**DATA IN THIS EXERCISE:**

[Begin]

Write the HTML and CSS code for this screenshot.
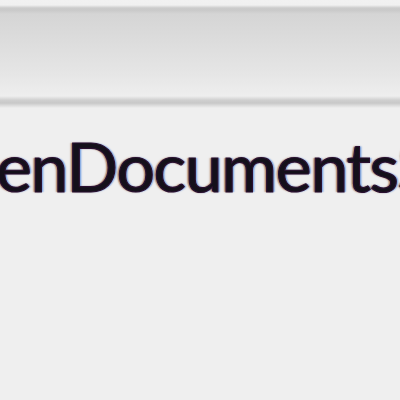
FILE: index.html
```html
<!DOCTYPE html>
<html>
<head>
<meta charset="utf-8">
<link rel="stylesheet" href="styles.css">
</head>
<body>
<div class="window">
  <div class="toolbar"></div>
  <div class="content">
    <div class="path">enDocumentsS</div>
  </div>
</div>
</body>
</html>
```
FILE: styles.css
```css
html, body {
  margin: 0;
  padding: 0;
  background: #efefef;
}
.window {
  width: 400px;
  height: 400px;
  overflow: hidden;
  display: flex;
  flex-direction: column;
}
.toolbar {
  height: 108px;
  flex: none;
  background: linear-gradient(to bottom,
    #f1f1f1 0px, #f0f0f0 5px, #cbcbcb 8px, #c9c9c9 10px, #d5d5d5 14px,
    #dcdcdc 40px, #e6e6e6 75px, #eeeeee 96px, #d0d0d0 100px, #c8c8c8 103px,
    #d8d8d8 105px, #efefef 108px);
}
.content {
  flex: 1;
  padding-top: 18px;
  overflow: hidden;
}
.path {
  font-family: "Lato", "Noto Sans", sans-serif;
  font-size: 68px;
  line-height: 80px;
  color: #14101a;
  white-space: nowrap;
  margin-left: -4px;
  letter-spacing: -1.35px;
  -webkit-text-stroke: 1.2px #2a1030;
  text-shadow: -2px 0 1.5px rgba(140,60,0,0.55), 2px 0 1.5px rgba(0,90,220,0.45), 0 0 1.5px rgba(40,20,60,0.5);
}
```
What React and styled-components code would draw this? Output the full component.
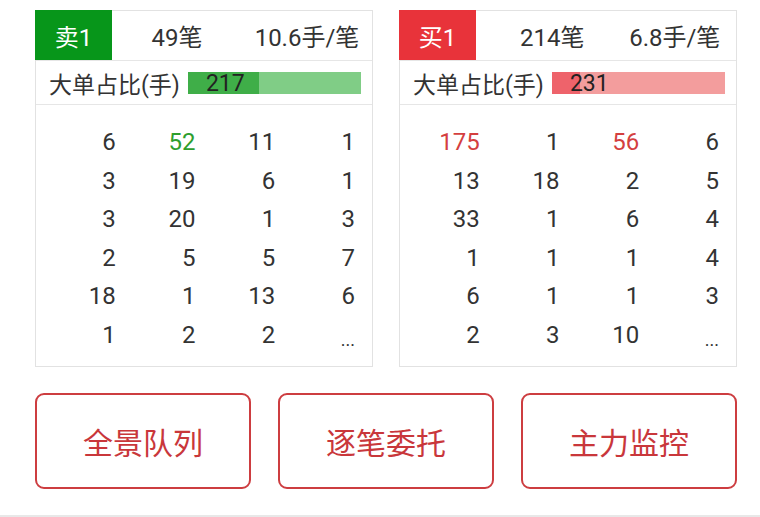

[End]

**EXERCISE PROMPT:** Repeat the records above exactly, omitting every picture.

**FULL RESPONSE:**
Write the HTML and CSS code for this screenshot.
FILE: index.html
```html
<!DOCTYPE html>
<html>
<head>
<meta charset="utf-8">
<link rel="stylesheet" href="styles.css">
</head>
<body>
<div class="window">
  <div class="toolbar"></div>
  <div class="content">
    <div class="path">enDocumentsS</div>
  </div>
</div>
</body>
</html>
```
FILE: styles.css
```css
html, body {
  margin: 0;
  padding: 0;
  background: #efefef;
}
.window {
  width: 400px;
  height: 400px;
  overflow: hidden;
  display: flex;
  flex-direction: column;
}
.toolbar {
  height: 108px;
  flex: none;
  background: linear-gradient(to bottom,
    #f1f1f1 0px, #f0f0f0 5px, #cbcbcb 8px, #c9c9c9 10px, #d5d5d5 14px,
    #dcdcdc 40px, #e6e6e6 75px, #eeeeee 96px, #d0d0d0 100px, #c8c8c8 103px,
    #d8d8d8 105px, #efefef 108px);
}
.content {
  flex: 1;
  padding-top: 18px;
  overflow: hidden;
}
.path {
  font-family: "Lato", "Noto Sans", sans-serif;
  font-size: 68px;
  line-height: 80px;
  color: #14101a;
  white-space: nowrap;
  margin-left: -4px;
  letter-spacing: -1.35px;
  -webkit-text-stroke: 1.2px #2a1030;
  text-shadow: -2px 0 1.5px rgba(140,60,0,0.55), 2px 0 1.5px rgba(0,90,220,0.45), 0 0 1.5px rgba(40,20,60,0.5);
}
```
What React and styled-components code would draw this? Output the full component.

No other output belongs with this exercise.